↓

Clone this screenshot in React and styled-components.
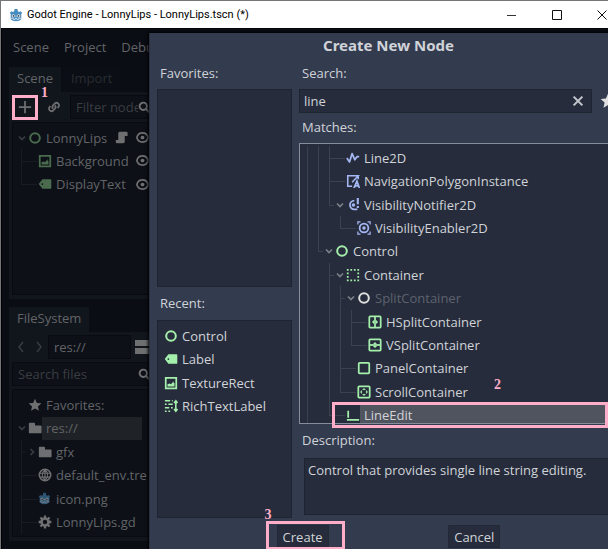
import React from "react";
import styled, { createGlobalStyle, css } from "styled-components";

const c = {
  pink: "#ffaec9",
  dialog: "#333b4f",
  field: "#262c3b",
  fieldEdge: "#1e2430",
  text: "#d0d3d8",
  green: "#a5efac",
  blue: "#a5b7f3",
  dimGreen: "#4a6b4d",
  dimText: "#626467",
  dimIcon: "#6e6f70",
  dock: "#11161d",
  well: "#0d1017",
  wellEdge: "#090b10",
};

const GlobalStyle = createGlobalStyle`
  * { box-sizing: border-box; }
  body { margin: 0; background: #777; font: 13px/20px "Open Sans", "Noto Sans", sans-serif; }
  button, input { font: inherit; color: inherit; border: 0; background: none; padding: 0; margin: 0; }
  ul { list-style: none; margin: 0; padding: 0; }
  h1, h2, p { margin: 0; }
  svg { display: block; flex: none; }
`;

const Desktop = styled.div`
  min-height: 100vh;
  padding: 1px 0 0 1px;
  background: #74767a;
  display: flex;
  flex-direction: column;
  overflow: hidden;
`;

const TitleBar = styled.header`
  height: 27px;
  flex: none;
  display: flex;
  align-items: center;
  gap: 4px;
  padding-left: 8px;
  background: #fff;
  color: #000;
`;

const WindowTitle = styled.h1`
  flex: 1;
  font: 11px/16px Roboto, sans-serif;
`;

const WindowButton = styled.button`
  width: 41px;
  height: 27px;
  display: flex;
  align-items: center;
  justify-content: center;
  &:last-child { margin-right: -14px; }
`;

const Editor = styled.main`
  position: relative;
  flex: 1;
  background: #0a0d14;
  border-left: 1px solid #000;
  border-top: 1px solid #05070b;
  overflow: hidden;
  color: ${c.dimText};
`;

const MenuBar = styled.nav`
  height: 36px;
  margin-bottom: 2px;
  display: flex;
  align-items: center;
  gap: 15px;
  padding-left: 11px;
`;

const Docks = styled.div`
  width: 147px;
  margin-left: 7px;
`;

const Tabs = styled.div`
  display: flex;
  gap: 2px;
  height: 25px;
`;

const Tab = styled.button`
  padding: 0 8px 3px;
  background: ${(p) => (p.$active ? c.dock : "#0b0f15")};
  color: ${(p) => (p.$active ? c.dimText : "#292c31")};
`;

const Dock = styled.section`
  background: ${c.dock};
  padding: 3px 3px 4px;
  height: ${(p) => p.$height}px;
  margin-bottom: 8px;
  display: flex;
  flex-direction: column;
  gap: 3px;
`;

const DockBar = styled.div`
  height: 24px;
  flex: none;
  display: flex;
  align-items: center;
`;

const DockButton = styled.button`
  position: relative;
  width: ${(p) => p.$width}px;
  height: 24px;
  flex: none;
  display: flex;
  align-items: center;
  justify-content: center;
`;

const DockField = styled.label`
  flex: 1;
  min-width: 0;
  height: 24px;
  display: flex;
  align-items: center;
  padding: 0 1px 0 5px;
  background: ${c.well};
  border: 1px solid ${c.wellEdge};
  input { width: 0; flex: 1; outline: 0; }
  input::placeholder { color: #3a3d42; opacity: 1; }
`;

const Well = styled.div`
  flex: 1;
  padding: ${(p) => p.$top}px 10px 0 3px;
  background: ${c.well};
  border: 1px solid ${c.wellEdge};
  overflow: hidden;
`;

/* Trees */
const TreeList = styled.ul`
  height: ${(p) => p.$height}px;
  display: grid;
  grid-auto-rows: 1fr;
`;

const TreeRow = styled.li`
  display: flex;
  align-items: stretch;
  min-width: 0;
`;

const Guide = styled.span`
  --line: ${(p) => (p.$dim ? "#181b21" : "#3b414f")};
  position: relative;
  flex: none;
  width: ${(p) => (p.$short ? 5 : 11)}px;
  ${(p) => "|+L".includes(p.$kind) && css`
    &::before {
      content: "";
      position: absolute;
      left: 0;
      top: 0;
      width: 1px;
      height: ${p.$kind === "L" ? "50%" : "100%"};
      background: var(--line);
    }
  `}
  ${(p) => "+L-".includes(p.$kind) && css`
    &::after {
      content: "";
      position: absolute;
      left: 0;
      right: 0;
      top: 50%;
      height: 1px;
      background: var(--line);
    }
  `}
`;

const Toggle = styled.button`
  width: 11px;
  flex: none;
  display: flex;
  align-items: center;
  justify-content: center;
`;

const IconSlot = styled.span`
  width: 15px;
  flex: none;
  display: flex;
  align-items: center;
  justify-content: center;
`;

const RowLabel = styled.span`
  flex: 1;
  min-width: 0;
  display: flex;
  align-items: center;
  padding-left: 4px;
  white-space: nowrap;
  color: ${(p) => (p.$muted ? "#5d626e" : "inherit")};
  background: ${(p) => p.$fill || "none"};
`;

/* Dialog */
const Dialog = styled.section`
  position: absolute;
  left: 147px;
  right: -20px;
  top: 4px;
  bottom: 0;
  padding: 0 8px 0 7px;
  background: ${c.dialog};
  border-left: 1px solid #2a3040;
  color: ${c.text};
  box-shadow: 0 0 3px 1px #000;
  display: flex;
  flex-direction: column;
`;

const DialogTitle = styled.h2`
  height: 26px;
  font-family: "Noto Sans", sans-serif;
  font-size: 15px;
  line-height: 24px;
  text-align: center;
`;

const Columns = styled.div`
  display: grid;
  grid-template-columns: 135px minmax(0, 1fr);
  gap: 7px;
`;

const Column = styled.div`
  display: flex;
  flex-direction: column;
`;

const Caption = styled.span`
  height: ${(p) => p.$height || 30}px;
  display: flex;
  align-items: center;
  padding: 0 0 2px 3px;
`;

const Box = styled.div`
  height: 198px;
  background: ${c.field};
  border: 1px solid ${c.fieldEdge};
  padding: 3px 5px;
`;

const RecentItem = styled.li`
  display: flex;
  align-items: center;
  gap: 4px;
  padding-left: 1px;
`;

const SearchRow = styled.div`
  display: flex;
  gap: 8px;
  align-items: center;
  margin-right: 4px;
`;

const SearchBox = styled.div`
  flex: 1;
  height: 24px;
  display: flex;
  align-items: center;
  padding: 0 6px 0 4px;
  background: ${c.field};
  border: 1px solid ${c.fieldEdge};
  input { flex: 1; width: 0; outline: 0; }
`;

const TreeArea = styled.div`
  position: relative;
`;

const MatchBox = styled.div`
  height: 281px;
  padding: 2px 14px 0 7px;
  background: ${c.field};
  border: 1px solid #868c99;
  overflow: hidden;
`;

const Description = styled.p`
  height: 57px;
  margin-left: 5px;
  padding: 1px 3px;
  background: ${c.field};
  border: 1px solid ${c.fieldEdge};
`;

const Actions = styled.div`
  display: flex;
  justify-content: space-evenly;
  margin-top: 7px;
`;

const ActionButton = styled.button`
  position: relative;
  height: 23px;
  padding: 0 6px;
  background: ${c.field};
  box-shadow: inset 0 0 0 1px #222836;
`;

/* Numbered highlights lying over the controls */
const Callout = styled.span`
  position: absolute;
  inset: ${(p) => p.$inset};
  border: 3px solid ${c.pink};
  pointer-events: none;
`;

const Step = styled.span`
  position: absolute;
  right: ${(p) => p.$right}px;
  top: ${(p) => p.$top}px;
  color: ${c.pink};
  font: bold 14px/13px "Liberation Serif", serif;
`;

const Svg = ({ size = 14, children, ...rest }) => (
  <svg width={size} height={size} viewBox="0 0 16 16" fill="none" strokeWidth="2" aria-hidden="true" {...rest}>
    {children}
  </svg>
);

const shapes = {
  ring: <circle cx="8" cy="8" r="5.5" strokeWidth="2.3" />,
  label: <path d="M5 2.5 0.8 8 5 13.5h9.2a1 1 0 0 0 1-1v-9a1 1 0 0 0-1-1zM5 7a1 1 0 1 1 0 2 1 1 0 0 1 0-2z" fill="currentColor" fillRule="evenodd" stroke="none" />,
  texture: (<><path d="M2 2h12v12H2z" /><path d="M4 12V9.5L6.5 8.5 8 9.5 11 6v2h1v4z" fill="currentColor" stroke="none" /></>),
  rich: <path d="M1 2h6M9 2h1M1 6h2M5 6h5M1 10h5M8 10h2M1 14h2M5 14h2M13.5 3v10M11.5 4.5l2-2.5 2 2.5M11.5 11.5l2 2.5 2-2.5" strokeWidth="1.8" />,
  line: <path d="M1 8l3 4.5L7 3l3 7 2.5-3.5H15" strokeLinejoin="round" />,
  nav: <path d="M7 14H2V2h12L7 9.5M14 2v4M9.5 15l3-7 2.5 7-2.5-2z" strokeWidth="1.8" />,
  notifier: (<><path d="M9.5 3a5 5 0 1 0 0 10H13" /><circle cx="8.5" cy="8" r="2" fill="currentColor" stroke="none" /><path d="M13.5 0v7M13.5 9v2.5" strokeWidth="2.4" /></>),
  enabler: (<><circle cx="8" cy="8" r="5" /><circle cx="8" cy="8" r="2" fill="currentColor" stroke="none" /><path d="M1 4V1h3M12 1h3v3M15 12v3h-3M4 15H1v-3" strokeWidth="1.4" /></>),
  container: <path d="M1 2h2M5 2h2M9 2h2M13 2h2M1 14h2M5 14h2M9 14h2M13 14h2M1 6h2M1 10h2M13 6h2M13 10h2" />,
  hsplit: (<><rect x="1.5" y="1.5" width="13" height="13" rx="1" /><path d="M8 2v12" /><path d="M4.5 8 7 5.5v5zM11.5 8 9 5.5v5z" fill="currentColor" stroke="none" /></>),
  vsplit: (<><rect x="1.5" y="1.5" width="13" height="13" rx="1" /><path d="M2 8h12" /><path d="M8 4.5 5.5 7h5zM8 11.5 5.5 9h5z" fill="currentColor" stroke="none" /></>),
  panel: <rect x="2" y="2" width="12" height="12" rx="1" />,
  scroll: (<><rect x="1.5" y="1.5" width="13" height="13" rx="1" /><path d="M6.5 5.5 8 4.5l1.5 1M6.5 10.5l1.5 1 1.5-1M5.5 6.5l-1 1.5 1 1.5M10.5 6.5l1 1.5-1 1.5" strokeWidth="1.4" /></>),
  edit: <path d="M2.5 3v8M1 13.5h14" strokeWidth="2" />,
  star: <path d="m8 .8 2.1 4.8 5.2.5-3.9 3.5 1.1 5.1L8 12l-4.5 2.7 1.1-5.1L.7 6.1l5.2-.5z" fill="currentColor" stroke="none" />,
  folder: <path d="M1 3a1 1 0 0 1 1-1h5a1 1 0 0 1 1 1v2h6.5a1 1 0 0 1 1 1v7a1 1 0 0 1-1 1H2a1 1 0 0 1-1-1z" fill="currentColor" stroke="none" />,
  globe: (<><circle cx="8" cy="8" r="6.5" strokeWidth="1.8" /><path d="M2 6h12M2 10.5h12M8 1.5v13M8 1.5c-4 4-4 9 0 13M8 1.5c4 4 4 9 0 13" strokeWidth="1.3" /></>),
  gear: (<><circle cx="8" cy="8" r="4" strokeWidth="3" /><path d="M8 .7v3M8 12.3v3M.7 8h3M12.3 8h3M2.8 2.8l2 2M11.2 11.2l2 2M13.2 2.8l-2 2M4.8 11.2l-2 2" strokeWidth="2.6" /></>),
  script: <path d="M6 1h8a1.5 1.5 0 0 1 1.5 1.5V6H12v7a2 2 0 0 1-2 2H2.5A1.5 1.5 0 0 1 1 13.5V11h3V3a2 2 0 0 1 2-2z" fill="currentColor" stroke="none" />,
  eye: (<><path d="M1 8c2-7.5 12-7.5 14 0-2 7.5-12 7.5-14 0z" /><circle cx="8" cy="8" r="2.3" fill="currentColor" stroke="none" /></>),
  search: (<><circle cx="6.5" cy="6.5" r="4.5" strokeWidth="2.4" /><path d="m10 10 5 5" strokeWidth="2.6" /></>),
  link: (<><path d="M7 10a3 3 0 0 1 0-4l2.5-2.5a3 3 0 0 1 4 4L12 9" /><path d="M9 6a3 3 0 0 1 0 4l-2.5 2.5a3 3 0 0 1-4-4L4 7" /></>),
  plus: <path d="M8 1v14M1 8h14" />,
  close: <path d="m3 3 10 10m0-10-10 10" strokeWidth="2.4" />,
  down: <path d="m2 5 6 6 6-6" strokeWidth="3.5" />,
  right: <path d="m5 2 6 6-6 6" strokeWidth="3.5" />,
};

const Icon = ({ name, color = "currentColor", size }) => (
  <Svg size={size} color={color} stroke="currentColor">{shapes[name]}</Svg>
);

const Robot = ({ size, dim }) => (
  <Svg size={size} opacity={dim ? 0.55 : 1}>
    <path d="M1 5.5 2.8 3.7l1.6 1L6 3.8 6.3 1h3.4l.3 2.8 1.6.9 1.6-1L15 5.5l-1 1.6V12c0 2-3 3-6 3s-6-1-6-3V7.1z" fill="#478cbf" />
    <circle cx="4.9" cy="9" r="1.8" fill="#e9f2f8" />
    <circle cx="11.1" cy="9" r="1.8" fill="#e9f2f8" />
    <circle cx="5.1" cy="9.1" r="1" fill="#414042" />
    <circle cx="10.9" cy="9.1" r="1" fill="#414042" />
    <path d="M8 8.4v2M2 11.7l3 .3v1.2h2V12h2v1.2h2V12l3-.3" stroke="#e9f2f8" strokeWidth=".8" />
  </Svg>
);

/* guides: "." short lead, " " blank, "|" passing line, "+" branch, "L" last branch */
function Tree({ items, dim, height, label }) {
  return (
    <TreeList $height={height} aria-label={label}>
      {items.map((it) => (
        <TreeRow key={it.name}>
          {[...(it.guides || "")].map((kind, i, all) => (
            <Guide key={i} $kind={kind} $dim={dim} $short={kind === "." || i === all.length - 1} />
          ))}
          {it.toggle ? (
            <Toggle aria-label={"Toggle " + it.name}>
              <Icon name={it.toggle} size={8} color={dim ? "#393c42" : "#7b808a"} />
            </Toggle>
          ) : (
            <Guide $kind={it.guides ? "-" : " "} $dim={dim} />
          )}
          <IconSlot>
            {it.icon === "robot" ? <Robot size={13} dim /> : <Icon name={it.icon} color={it.color} />}
          </IconSlot>
          <RowLabel $muted={it.muted} $fill={it.fill}>{it.name}</RowLabel>
          {it.extra}
        </TreeRow>
      ))}
    </TreeList>
  );
}

const RowTools = styled.span`
  flex: none;
  display: flex;
  align-items: center;
  gap: 8px;
  margin-right: -7px;
`;

const eye = <Icon name="eye" color={c.dimIcon} size={13} />;

const sceneItems = [
  { name: "LonnyLips", toggle: "down", icon: "ring", color: c.dimGreen, extra: <RowTools><Icon name="script" color={c.dimIcon} size={13} />{eye}</RowTools> },
  { name: "Background", guides: ".+", icon: "texture", color: c.dimGreen, extra: <RowTools>{eye}</RowTools> },
  { name: "DisplayText", guides: ".L", icon: "label", color: c.dimGreen, extra: <RowTools>{eye}</RowTools> },
];

const fileItems = [
  { name: "Favorites:", icon: "star", color: c.dimIcon },
  { name: "res://", toggle: "down", icon: "folder", color: c.dimIcon, fill: "#1f2226" },
  { name: "gfx", guides: ".+", toggle: "right", icon: "folder", color: c.dimIcon },
  { name: "default_env.tre", guides: ".+", icon: "globe", color: c.dimIcon },
  { name: "icon.png", guides: ".+", icon: "robot" },
  { name: "LonnyLips.gd", guides: ".+", icon: "gear", color: c.dimIcon },
];

const matches = [
  { name: "Line2D", guides: "||+", icon: "line", color: c.blue },
  { name: "NavigationPolygonInstance", guides: "||+", icon: "nav", color: c.blue },
  { name: "VisibilityNotifier2D", guides: "||L", toggle: "down", icon: "notifier", color: c.blue },
  { name: "VisibilityEnabler2D", guides: "|| L", icon: "enabler", color: c.blue },
  { name: "Control", guides: "|L", toggle: "down", icon: "ring", color: c.green },
  { name: "Container", guides: "| +", toggle: "down", icon: "container", color: c.green },
  { name: "SplitContainer", guides: "| |+", toggle: "down", icon: "ring", color: "#e0e0e0", muted: true },
  { name: "HSplitContainer", guides: "| ||+", icon: "hsplit", color: c.green },
  { name: "VSplitContainer", guides: "| ||L", icon: "vsplit", color: c.green },
  { name: "PanelContainer", guides: "| |+", icon: "panel", color: c.green },
  { name: "ScrollContainer", guides: "| |L", icon: "scroll", color: c.green },
  { name: "LineEdit", guides: "| L", icon: "edit", color: c.green, fill: "#50545f" },
];

const recent = [
  ["Control", "ring"],
  ["Label", "label"],
  ["TextureRect", "texture"],
  ["RichTextLabel", "rich"],
];

export default function App() {
  return (
    <Desktop>
      <GlobalStyle />
      <TitleBar>
        <Robot size={14} />
        <WindowTitle>Godot Engine - LonnyLips - LonnyLips.tscn (*)</WindowTitle>
        <WindowButton aria-label="Minimize">
          <svg width="10" height="10"><path d="M0 5.5h9" stroke="#333" /></svg>
        </WindowButton>
        <WindowButton aria-label="Maximize">
          <svg width="10" height="10"><path d="M.5.5h9v9h-9z" fill="none" stroke="#111" /></svg>
        </WindowButton>
        <WindowButton aria-label="Close">
          <svg width="10" height="10"><path d="m.5.5 9 9m0-9-9 9" stroke="#111" /></svg>
        </WindowButton>
      </TitleBar>

      <Editor>
        <MenuBar>
          <button>Scene</button>
          <button>Project</button>
          <button>Debug</button>
        </MenuBar>
        <Docks>
          <Tabs>
            <Tab $active>Scene</Tab>
            <Tab>Import</Tab>
          </Tabs>
          <Dock $height={207}>
            <DockBar>
              <DockButton $width={26} aria-label="Add node">
                <Icon name="plus" color={c.dimIcon} size={14} />
                <Callout $inset="0 0 -1px 0" />
                <Step $right={-10} $top={-9}>1</Step>
              </DockButton>
              <DockButton $width={32} aria-label="Instance scene">
                <Icon name="link" color={c.dimIcon} size={14} />
              </DockButton>
              <DockField>
                <input placeholder="Filter nodes" aria-label="Filter nodes" />
                <Icon name="search" color={c.dimIcon} size={13} />
              </DockField>
            </DockBar>
            <Well $top={3}>
              <Tree items={sceneItems} height={70} dim label="Scene tree" />
            </Well>
          </Dock>

          <Tabs>
            <Tab $active>FileSystem</Tab>
          </Tabs>
          <Dock $height={209}>
            <DockBar>
              <DockButton $width={18} aria-label="Back">
                <svg width="6" height="12"><path d="M5 1 1 6l4 5" fill="none" stroke="#393c42" strokeWidth="1.5" /></svg>
              </DockButton>
              <DockButton $width={18} aria-label="Forward">
                <svg width="6" height="12"><path d="m1 1 4 5-4 5" fill="none" stroke="#393c42" strokeWidth="1.5" /></svg>
              </DockButton>
              <DockField>
                <input defaultValue="res://" aria-label="Path" />
              </DockField>
              <DockButton $width={22} aria-label="Split view">
                <svg width="14" height="14"><path d="M0 0h14v6H0zM0 8h14v6H0z" fill={c.dimIcon} /></svg>
              </DockButton>
            </DockBar>
            <DockBar>
              <DockField>
                <input placeholder="Search files" aria-label="Search files" />
                <Icon name="search" color={c.dimIcon} size={13} />
              </DockField>
            </DockBar>
            <Well $top={3}>
              <Tree items={fileItems} height={141} dim label="Files" />
            </Well>
          </Dock>
        </Docks>

        <Dialog role="dialog" aria-labelledby="dialog-title">
          <DialogTitle id="dialog-title">Create New Node</DialogTitle>
          <Columns>
            <Column>
              <Caption>Favorites:</Caption>
              <Box />
              <Caption $height={33}>Recent:</Caption>
              <Box>
                <TreeList $height={94}>
                  {recent.map(([name, icon]) => (
                    <RecentItem key={name}>
                      <Icon name={icon} color={c.green} />
                      {name}
                    </RecentItem>
                  ))}
                </TreeList>
              </Box>
            </Column>
            <Column>
              <Caption as="label" htmlFor="search">Search:</Caption>
              <SearchRow>
                <SearchBox>
                  <input id="search" defaultValue="line" />
                  <button aria-label="Clear"><Icon name="close" size={14} color="#c3c6cc" /></button>
                </SearchBox>
                <button aria-label="Favorite"><Icon name="star" size={16} color="#e0e0e0" /></button>
              </SearchRow>
              <Caption>Matches:</Caption>
              <TreeArea>
                <MatchBox>
                  <Tree items={matches} height={281} label="Matches" />
                </MatchBox>
                <Callout $inset="259px 12px -4px 33px" />
                <Step $right={119} $top={235}>2</Step>
              </TreeArea>
              <Caption $height={34}>Description:</Caption>
              <Description>Control that provides single line string editing.</Description>
            </Column>
          </Columns>
          <Actions>
            <ActionButton>
              Create
              <Callout $inset="-4px -16px -2px -11px" />
              <Step $right={57} $top={-17}>3</Step>
            </ActionButton>
            <ActionButton>Cancel</ActionButton>
          </Actions>
        </Dialog>
      </Editor>
    </Desktop>
  );
}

↑

# WHAT YOU HAVE TO DO
Which lines hold the word "components"? Copy every one of them.

# REPLY TO THE EXERCISE
Clone this screenshot in React and styled-components.
import styled, { createGlobalStyle, css } from "styled-components";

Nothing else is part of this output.